In the lines below, output everything from the first line through the line containing "import React from" exactly as it is. Pictures are not part of the output.

────────────────

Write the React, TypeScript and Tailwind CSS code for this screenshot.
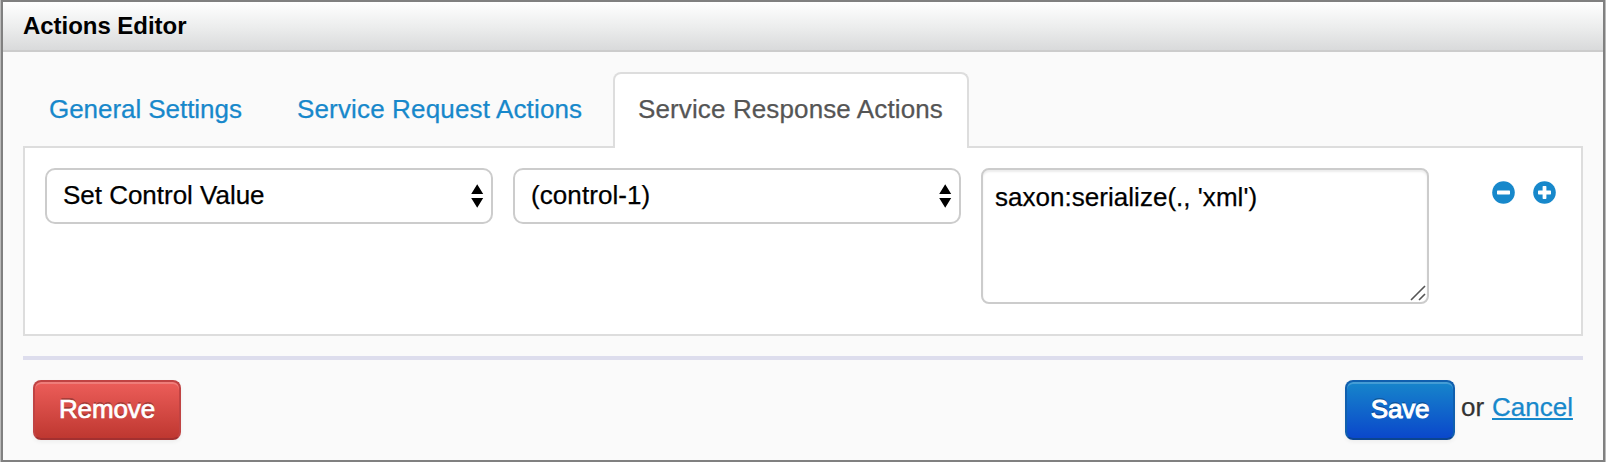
import React from "react";

function SelectBox({ value, className }: { value: string; className: string }) {
  return (
    <div className="relative h-[56px] w-[448px] shrink-0">
      <select
        aria-label={value}
        className={
          "block h-full w-full appearance-none rounded-[10px] border-2 border-[#ccc] bg-white pb-[3px] pl-4 text-[26px] leading-[40px] text-black outline-none [-webkit-text-stroke:0.25px_black] " +
          className
        }
      >
        <option>{value}</option>
      </select>
      <svg className="pointer-events-none absolute top-[16px] right-[9px]" width="13" height="24" viewBox="0 0 13 24">
        <path d="M6.2 0.3 12.2 10H.2Z M.2 14H12.2L6.2 23.7Z" fill="#000" />
      </svg>
    </div>
  );
}

function RoundIcon({ plus = false }: { plus?: boolean }) {
  return (
    <svg width="23" height="23" viewBox="0 0 23 23">
      <circle cx="11.5" cy="11.5" r="11.3" fill="#1788cb" />
      <rect x="5" y="9.6" width="13" height="3.8" rx="0.7" fill="#fff" />
      {plus && <rect x="9.6" y="5" width="3.8" height="13" rx="0.7" fill="#fff" />}
    </svg>
  );
}

export default function App() {
  return (
    <div className="h-[462px] w-[1606px] border-x border-[#bbb] font-['Liberation_Sans',Arial,sans-serif] text-[26px] leading-[40px] text-[#333]">
      <div className="flex h-full flex-col border-2 border-[#808080] bg-[#fafafa]">
        <header className="h-[50px] shrink-0 border-b-2 border-[#ccc] bg-linear-to-b from-white via-[#ebecec] via-55% to-[#d9dadb] pl-5">
          <h1 className="pt-[4px] text-[24px] leading-[40px] font-bold tracking-[-0.04px] text-black">Actions Editor</h1>
        </header>

        <main className="px-5 pt-5">
          <nav className="relative flex h-[76px] text-[#1788cb] [-webkit-text-stroke:0.25px]">
            <a className="ml-[26px] w-[248px] pt-[17px] tracking-[-0.05px]">General Settings</a>
            <a className="w-[316px] pt-[17px] tracking-[0.15px]">Service Request Actions</a>
            <a className="h-[76px] w-[356px] rounded-t-lg border-2 border-b-0 border-[#ddd] bg-white pt-[15px] pl-[23px] tracking-[0.12px] whitespace-nowrap text-[#555]">
              Service Response Actions
            </a>
          </nav>
          <section className="-mt-[2px] flex h-[190px] border-2 border-[#ddd] bg-white pt-5 pl-5">
            <div className="flex gap-5">
              <SelectBox value="Set Control Value" className="tracking-[-0.02px]" />
              <SelectBox value="(control-1)" className="tracking-[0.08px]" />
              <div className="relative h-[136px] w-[448px] shrink-0">
                <textarea
                  aria-label="Value"
                  spellCheck={false}
                  defaultValue="saxon:serialize(., 'xml')"
                  className="block h-full w-full resize-none overflow-hidden rounded-lg border-2 border-[#ccc] bg-white px-3 py-[7px] text-[26px] leading-[40px] tracking-[0.03px] text-black shadow-[inset_0_2px_2px_rgba(0,0,0,0.075)] outline-none [-webkit-text-stroke:0.25px_black]"
                />
                <svg className="absolute right-[3px] bottom-[3px]" width="16" height="16" viewBox="0 0 16 16">
                  <path d="M1 15 15 1M9 15 15 9" stroke="#555" strokeWidth="1.6" />
                </svg>
              </div>
            </div>
            <div className="flex gap-[18px] pt-[13px] pl-[63px]">
              <RoundIcon />
              <RoundIcon plus />
            </div>
          </section>

          <hr className="mt-5 h-1 border-0 bg-[#dddded]" />

          <footer className="flex items-start justify-between px-[10px] pt-5">
            <button className="h-[60px] w-[148px] rounded-lg border-2 border-[#c04343] border-b-[#a33030] bg-linear-to-b/srgb from-[#ee5f5b] to-[#bd362f] bg-origin-border pb-[3px] tracking-[-0.1px] text-white shadow-[inset_0_2px_0_rgba(255,255,255,0.2),0_2px_4px_rgba(0,0,0,0.05)] [-webkit-text-stroke:0.7px_white] [text-shadow:0_-2px_0_rgba(0,0,0,0.25)]">
              Remove
            </button>
            <div className="flex">
              <button className="h-[60px] w-[110px] rounded-lg border-2 border-[#105fae] border-b-[#0b4590] bg-linear-to-b/srgb from-[#1788cb] to-[#0a45cb] bg-origin-border pb-[3px] tracking-[-0.2px] text-white shadow-[inset_0_2px_0_rgba(255,255,255,0.2),0_2px_4px_rgba(0,0,0,0.05)] [-webkit-text-stroke:1px_white] [text-shadow:0_-2px_0_rgba(0,0,0,0.25)]">
                Save
              </button>
              <span className="w-[37px] pt-[7px] pl-[6px] [-webkit-text-stroke:0.25px]">or</span>
              <a className="w-[81px] pt-[7px] text-[#1788cb] underline decoration-2 underline-offset-[2px] [-webkit-text-stroke:0.25px] [text-decoration-skip-ink:none]">
                Cancel
              </a>
            </div>
          </footer>
        </main>
      </div>
    </div>
  );
}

────────────────

» **Output for this task**
Write the React, TypeScript and Tailwind CSS code for this screenshot.
import React from "react";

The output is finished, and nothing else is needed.